Maybe the only way to exit this game of sociopaths is to stop playing, set up a moment’s soap box, and just keep moving when they come for you…]
~ ~ ~
“The fairest universe is but a heap of rubbish piled up at random.”
“Even sleepers are workers and collaborators in what goes on in the universe.”
~ ~ ~
The sleepwalker tosses, turns the other way, dreams of his plan to golf when the weather warms, her plan to shop for new shoes or a spring wardrobe, a baseball game on a sunny June day, warmer weather and sleepy vacations, celebrity gossip, no more Oprah on daytime TV, the summer movie lineup, The Tree of Life. This has nothing to do with me, says the sleepwalker. Nothing to do with me. Nothing to do…

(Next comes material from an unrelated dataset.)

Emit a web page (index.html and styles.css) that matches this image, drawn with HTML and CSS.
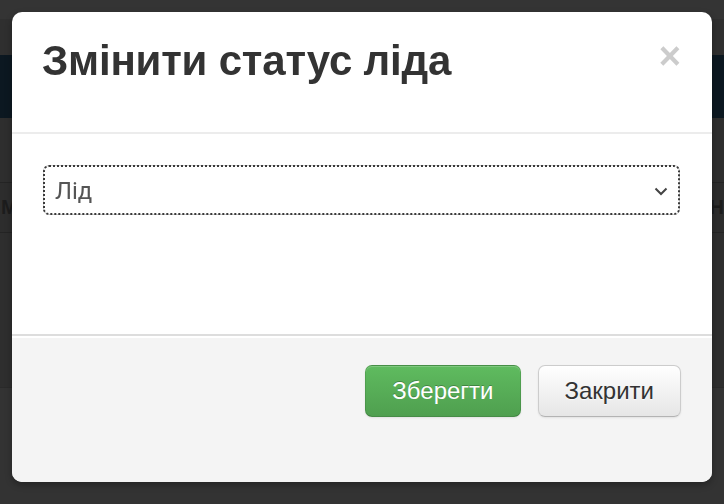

[…but fail. If we do nothing, what results will be the result of doing nothing. The result of dropping bombs is certainly fire and craters. Beyond that is hard to tell. The result of gov-corp (ir)responsibility is all around us, enabled by silence, tacit acceptance.
Wake up, mumbles the sleepwalker, when will I wake up? I think I’m painting the world in my dreams. I think I’m sleepwalking…]
~ ~ ~
“Other men, on the contrary, are as unaware of what they do when awake as they are when asleep.”
Lukács, György. History and Class Consciousness. Cambridge: MIT Press, 1999.